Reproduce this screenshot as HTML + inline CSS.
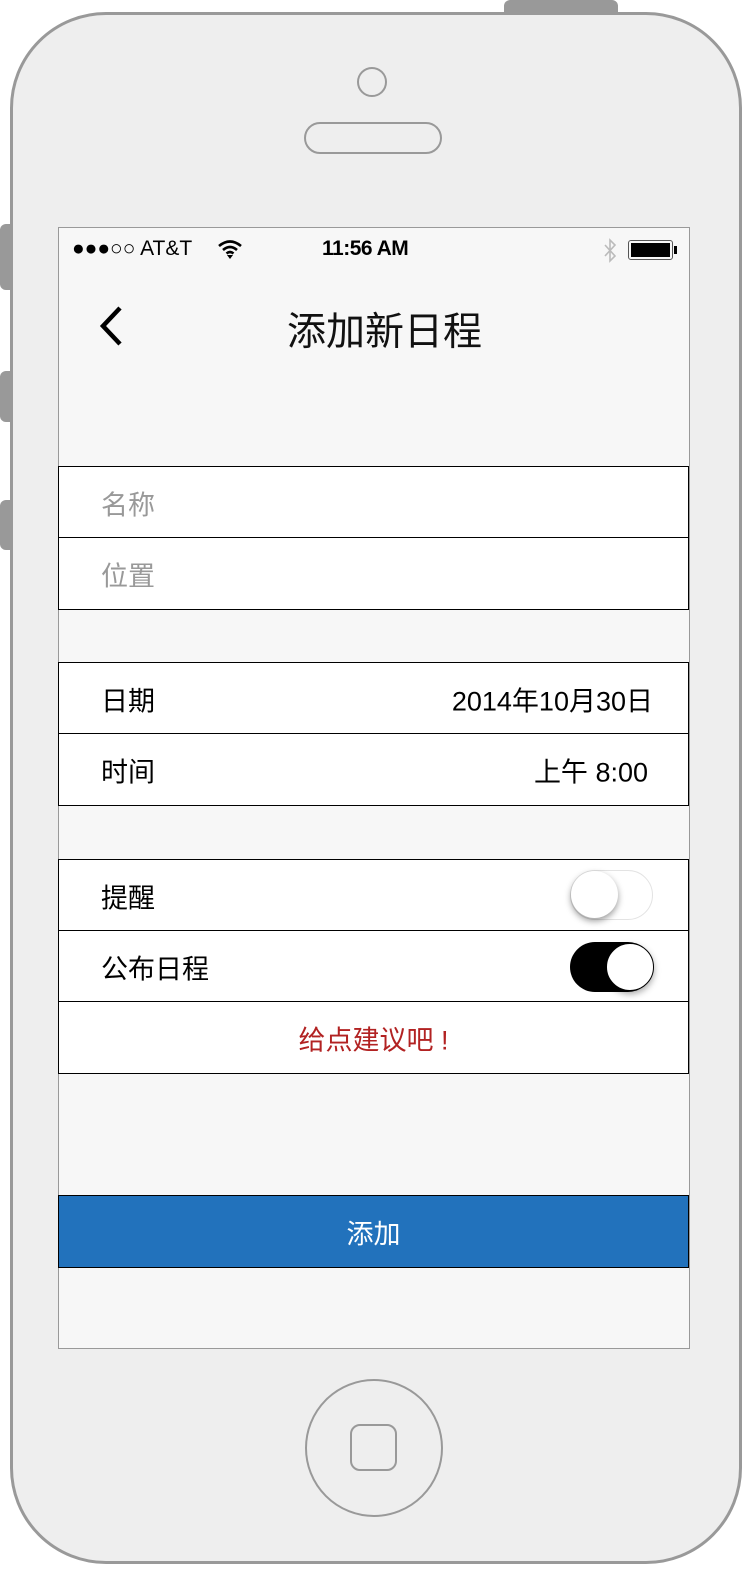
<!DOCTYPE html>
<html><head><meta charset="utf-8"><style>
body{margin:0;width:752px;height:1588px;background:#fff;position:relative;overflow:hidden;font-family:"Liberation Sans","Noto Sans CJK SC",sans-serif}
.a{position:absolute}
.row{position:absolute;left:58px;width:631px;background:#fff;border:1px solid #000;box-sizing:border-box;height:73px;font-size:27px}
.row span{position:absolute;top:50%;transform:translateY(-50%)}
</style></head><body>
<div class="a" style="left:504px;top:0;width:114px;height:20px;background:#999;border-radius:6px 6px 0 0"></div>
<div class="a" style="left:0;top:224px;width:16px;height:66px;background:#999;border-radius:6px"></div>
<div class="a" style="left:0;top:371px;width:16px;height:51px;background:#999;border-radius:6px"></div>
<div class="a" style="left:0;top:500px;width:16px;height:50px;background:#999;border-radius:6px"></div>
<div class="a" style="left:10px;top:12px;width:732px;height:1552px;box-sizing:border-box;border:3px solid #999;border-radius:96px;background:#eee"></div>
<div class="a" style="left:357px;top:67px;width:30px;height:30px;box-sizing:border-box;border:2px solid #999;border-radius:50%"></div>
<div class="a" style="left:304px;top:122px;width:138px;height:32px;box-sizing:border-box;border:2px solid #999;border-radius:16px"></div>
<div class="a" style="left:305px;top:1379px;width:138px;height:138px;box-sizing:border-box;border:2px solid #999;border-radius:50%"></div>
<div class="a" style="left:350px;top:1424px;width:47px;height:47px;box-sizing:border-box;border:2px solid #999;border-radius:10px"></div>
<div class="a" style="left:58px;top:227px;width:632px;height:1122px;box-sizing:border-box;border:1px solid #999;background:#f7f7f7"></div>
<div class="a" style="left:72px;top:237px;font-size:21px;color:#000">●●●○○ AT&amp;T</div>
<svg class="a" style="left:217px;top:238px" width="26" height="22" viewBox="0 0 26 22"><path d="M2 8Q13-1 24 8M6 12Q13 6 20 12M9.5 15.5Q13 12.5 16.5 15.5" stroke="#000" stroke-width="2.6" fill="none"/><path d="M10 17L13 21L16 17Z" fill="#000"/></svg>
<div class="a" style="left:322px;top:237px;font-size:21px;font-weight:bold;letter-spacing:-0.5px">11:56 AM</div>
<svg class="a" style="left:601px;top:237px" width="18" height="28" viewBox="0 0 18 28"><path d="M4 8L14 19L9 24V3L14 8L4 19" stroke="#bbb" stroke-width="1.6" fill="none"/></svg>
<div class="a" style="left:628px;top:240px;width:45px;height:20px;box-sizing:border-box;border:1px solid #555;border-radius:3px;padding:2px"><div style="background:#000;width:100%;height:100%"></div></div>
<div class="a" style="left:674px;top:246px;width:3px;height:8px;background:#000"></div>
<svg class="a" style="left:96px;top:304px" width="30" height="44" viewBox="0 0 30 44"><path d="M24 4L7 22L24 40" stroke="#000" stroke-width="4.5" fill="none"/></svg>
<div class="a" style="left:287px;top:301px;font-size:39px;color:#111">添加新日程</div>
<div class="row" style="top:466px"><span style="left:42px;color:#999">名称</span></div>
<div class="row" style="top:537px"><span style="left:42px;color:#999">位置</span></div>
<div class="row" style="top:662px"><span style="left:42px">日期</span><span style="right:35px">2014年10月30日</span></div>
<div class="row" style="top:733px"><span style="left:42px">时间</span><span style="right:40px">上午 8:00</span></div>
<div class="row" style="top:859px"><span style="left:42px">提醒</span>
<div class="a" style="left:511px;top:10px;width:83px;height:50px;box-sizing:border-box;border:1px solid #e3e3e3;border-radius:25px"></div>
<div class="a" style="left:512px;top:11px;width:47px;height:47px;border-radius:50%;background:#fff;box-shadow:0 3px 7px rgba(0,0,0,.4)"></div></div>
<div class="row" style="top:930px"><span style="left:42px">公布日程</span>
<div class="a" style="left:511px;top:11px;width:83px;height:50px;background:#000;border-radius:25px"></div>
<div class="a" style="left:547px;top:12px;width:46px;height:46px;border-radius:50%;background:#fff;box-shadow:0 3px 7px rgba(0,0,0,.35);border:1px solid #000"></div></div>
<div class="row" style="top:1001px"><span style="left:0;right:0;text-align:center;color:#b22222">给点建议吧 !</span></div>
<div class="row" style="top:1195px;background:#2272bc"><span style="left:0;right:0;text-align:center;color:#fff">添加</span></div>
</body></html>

▬▬▬▬▬▬▬▬▬▬

> **WHAT TO PRODUCE**:
Your task is to repeat the data above exactly while excluding the pictures.

> **TASK SOLUTION**:
Reproduce this screenshot as HTML + inline CSS.
<!DOCTYPE html>
<html><head><meta charset="utf-8"><style>
body{margin:0;width:752px;height:1588px;background:#fff;position:relative;overflow:hidden;font-family:"Liberation Sans","Noto Sans CJK SC",sans-serif}
.a{position:absolute}
.row{position:absolute;left:58px;width:631px;background:#fff;border:1px solid #000;box-sizing:border-box;height:73px;font-size:27px}
.row span{position:absolute;top:50%;transform:translateY(-50%)}
</style></head><body>
<div class="a" style="left:504px;top:0;width:114px;height:20px;background:#999;border-radius:6px 6px 0 0"></div>
<div class="a" style="left:0;top:224px;width:16px;height:66px;background:#999;border-radius:6px"></div>
<div class="a" style="left:0;top:371px;width:16px;height:51px;background:#999;border-radius:6px"></div>
<div class="a" style="left:0;top:500px;width:16px;height:50px;background:#999;border-radius:6px"></div>
<div class="a" style="left:10px;top:12px;width:732px;height:1552px;box-sizing:border-box;border:3px solid #999;border-radius:96px;background:#eee"></div>
<div class="a" style="left:357px;top:67px;width:30px;height:30px;box-sizing:border-box;border:2px solid #999;border-radius:50%"></div>
<div class="a" style="left:304px;top:122px;width:138px;height:32px;box-sizing:border-box;border:2px solid #999;border-radius:16px"></div>
<div class="a" style="left:305px;top:1379px;width:138px;height:138px;box-sizing:border-box;border:2px solid #999;border-radius:50%"></div>
<div class="a" style="left:350px;top:1424px;width:47px;height:47px;box-sizing:border-box;border:2px solid #999;border-radius:10px"></div>
<div class="a" style="left:58px;top:227px;width:632px;height:1122px;box-sizing:border-box;border:1px solid #999;background:#f7f7f7"></div>
<div class="a" style="left:72px;top:237px;font-size:21px;color:#000">●●●○○ AT&amp;T</div>
<svg class="a" style="left:217px;top:238px" width="26" height="22" viewBox="0 0 26 22"><path d="M2 8Q13-1 24 8M6 12Q13 6 20 12M9.5 15.5Q13 12.5 16.5 15.5" stroke="#000" stroke-width="2.6" fill="none"/><path d="M10 17L13 21L16 17Z" fill="#000"/></svg>
<div class="a" style="left:322px;top:237px;font-size:21px;font-weight:bold;letter-spacing:-0.5px">11:56 AM</div>
<svg class="a" style="left:601px;top:237px" width="18" height="28" viewBox="0 0 18 28"><path d="M4 8L14 19L9 24V3L14 8L4 19" stroke="#bbb" stroke-width="1.6" fill="none"/></svg>
<div class="a" style="left:628px;top:240px;width:45px;height:20px;box-sizing:border-box;border:1px solid #555;border-radius:3px;padding:2px"><div style="background:#000;width:100%;height:100%"></div></div>
<div class="a" style="left:674px;top:246px;width:3px;height:8px;background:#000"></div>
<svg class="a" style="left:96px;top:304px" width="30" height="44" viewBox="0 0 30 44"><path d="M24 4L7 22L24 40" stroke="#000" stroke-width="4.5" fill="none"/></svg>
<div class="a" style="left:287px;top:301px;font-size:39px;color:#111">添加新日程</div>
<div class="row" style="top:466px"><span style="left:42px;color:#999">名称</span></div>
<div class="row" style="top:537px"><span style="left:42px;color:#999">位置</span></div>
<div class="row" style="top:662px"><span style="left:42px">日期</span><span style="right:35px">2014年10月30日</span></div>
<div class="row" style="top:733px"><span style="left:42px">时间</span><span style="right:40px">上午 8:00</span></div>
<div class="row" style="top:859px"><span style="left:42px">提醒</span>
<div class="a" style="left:511px;top:10px;width:83px;height:50px;box-sizing:border-box;border:1px solid #e3e3e3;border-radius:25px"></div>
<div class="a" style="left:512px;top:11px;width:47px;height:47px;border-radius:50%;background:#fff;box-shadow:0 3px 7px rgba(0,0,0,.4)"></div></div>
<div class="row" style="top:930px"><span style="left:42px">公布日程</span>
<div class="a" style="left:511px;top:11px;width:83px;height:50px;background:#000;border-radius:25px"></div>
<div class="a" style="left:547px;top:12px;width:46px;height:46px;border-radius:50%;background:#fff;box-shadow:0 3px 7px rgba(0,0,0,.35);border:1px solid #000"></div></div>
<div class="row" style="top:1001px"><span style="left:0;right:0;text-align:center;color:#b22222">给点建议吧 !</span></div>
<div class="row" style="top:1195px;background:#2272bc"><span style="left:0;right:0;text-align:center;color:#fff">添加</span></div>
</body></html>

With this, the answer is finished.